<data:blog.pageTitle/>

20 November 2007

Kemiskinan di Indonesia


oleh : sonny t danaparamita

Awalan
Krisis Moneter yang beberapa tahun yang lalu datang secara tiba-tiba di kawasan Asia Tenggara telah menghancurkan perekonomian beberapan negara di kawasan ini. Bak gelombang tsunami, krisis tersebut telah meluluhlantakan sendi-sendi perekonomian berbagai negara. Dengan masa “penularan” yang sangat cepat, krisis ini dengan ganas menyebar mulai dari Malaysia, Singapura, Filipina, Indonesia dan Korea Selatan.
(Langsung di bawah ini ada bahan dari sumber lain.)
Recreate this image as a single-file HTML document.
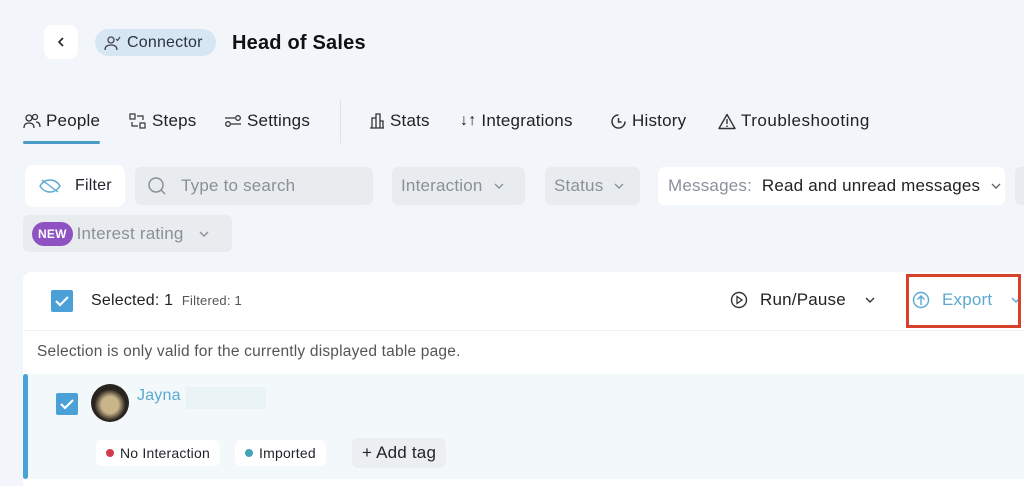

Sebab-musabab dari krisis moneter yang telah membawa efek domino luar biasa tersebut telah mengundang perdebatan para pengamat. Mengutip tulisan dari Ibrahim Yusuf, ada dua kelompok yang memiliki pandangan yang berbeda. Sebagian menilai penyebab dari krisis moneter di Asia Tenggara tersebut adalah faktor internal. Dalam pandangan kelompok ini kultur politik dari negara-negara di kawasan Asia Tenggara tidak cocok dengan kultur politik barat yang memang memberi ruang pada kapitalisme, sehingga kultur politik Asia Tenggara tersebut menjadi tidak selaras dengan nilai-nilai ekonomi yang telah diimpornya. Sementara sebagian pihak lain menyatakan bahwa faktor eksternal sebagai penyebabnya menyodorkan argumen yang antara lain adalah adanya dampak perkembangan dari perekonomian negara-negara maju dan pasar keuangan global-lah yang menyebabkan ketidakseimbangan global.(Reformasi Kehidupan Bernegara, Kompas, 1999:44)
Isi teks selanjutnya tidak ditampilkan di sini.